Through her membership in the union, Roeder says she was able to get benefits like earned vacation pay and sick time that gave her a cushion until her next gigs. 

She also saw first hand the power of solidarity in action when her friend and fellow cast member's mother passed away unexpectedly. Although he was non-union, the producers allowed him to take time off for the funeral, but considered laying him off while he took a few days to tend to his mother’s affairs.

“This multi-million dollar company wanted to cut a grieving man loose for about $3,000. When our stage manager heard that, he said, ‘I’ll quit and I’ll get everybody in the union to quit too,’” said Roeder. "The cast agreed to back our stage manager up and when we communicated that to the producers they reconsidered their position and our friend got everything that he was owed."

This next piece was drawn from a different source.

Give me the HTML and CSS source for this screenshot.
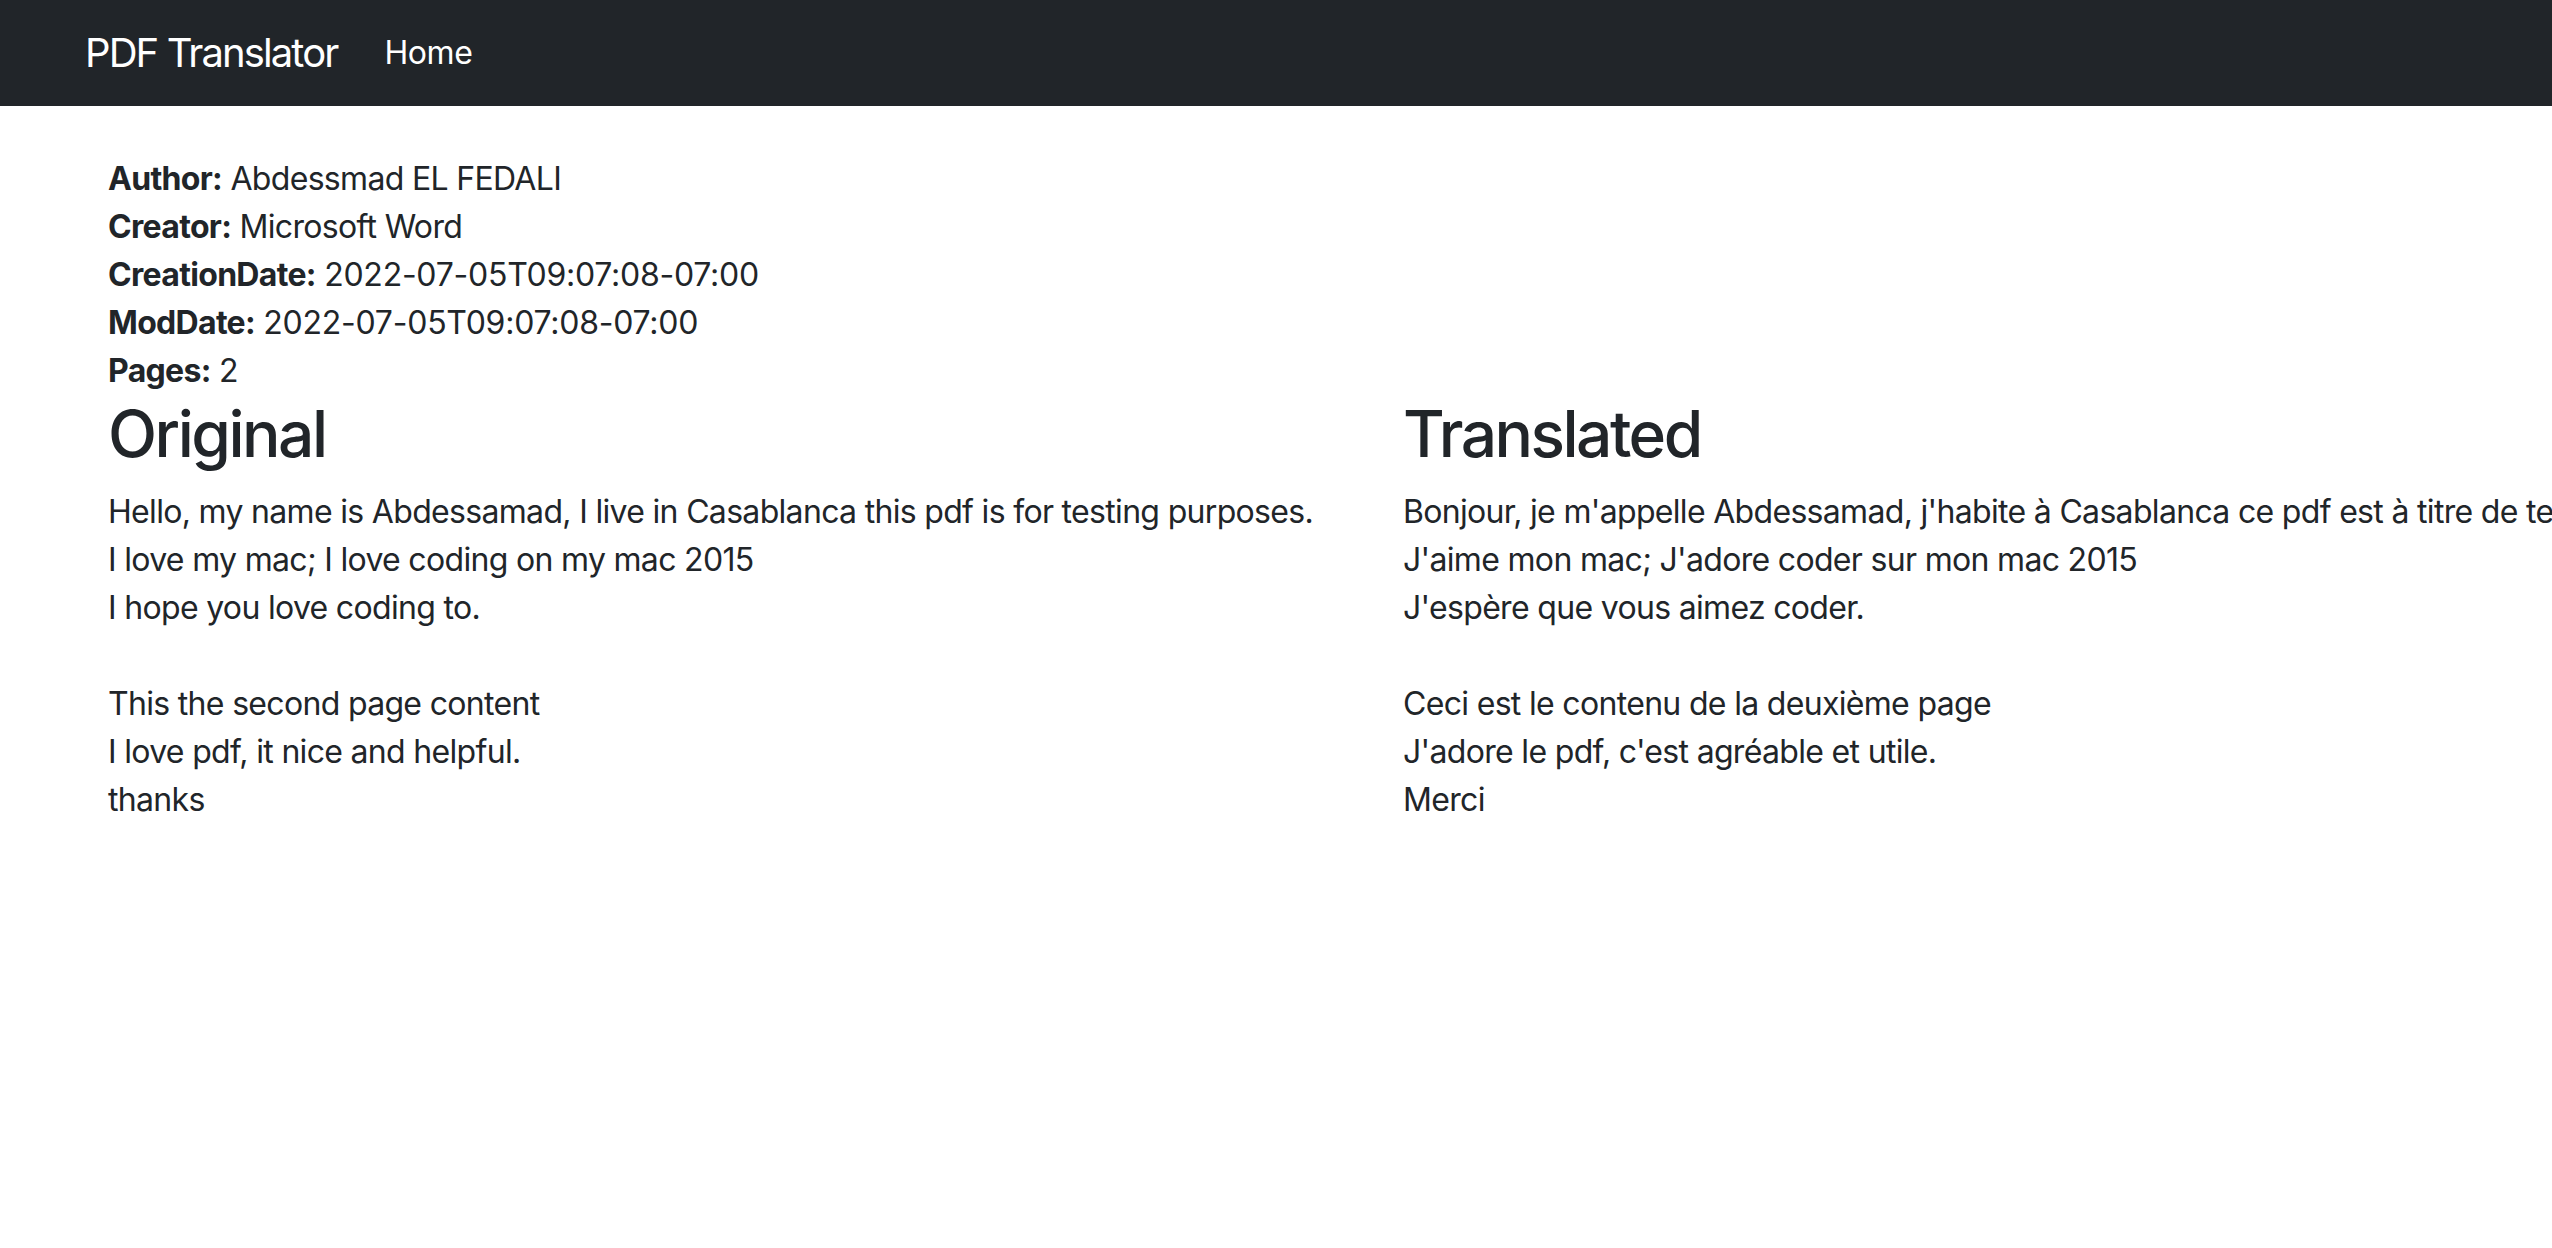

Roeder also ended up joining SAG-AFTRA, which represents screen actors, when a theater she worked for in Boston sold a sketch to HBO. While she occasionally takes screen roles — such as a part in the 2021 film Downeast, which was filmed and set in Maine — her bread and butter remains stage acting. When she’s not in the Legislature or acting, she also teaches at the University of Maine, where she is a member of the Part-Time Faculty Association (AFT).

Roeder says she is especially thankful to union members who fought and continue to fight for gender pay equity, better paid leave policies and other issues that disproportionately harm women workers. She is particularly inspired by young women in the Maine labor movement, such as the Bath Iron Works shipbuilders who brought the hammer down in 2020.

“I grew up a labor nerd. It’s in my blood and there’s no way I was going to escape it,” she says. “But what I love is seeing Gen Z and other younger people discovering unions on their own and revitalizing the labor movement. It means more fairness and equity and that unions will be really vocal about issues of diversity, equity and inclusion. It’s just so heartening."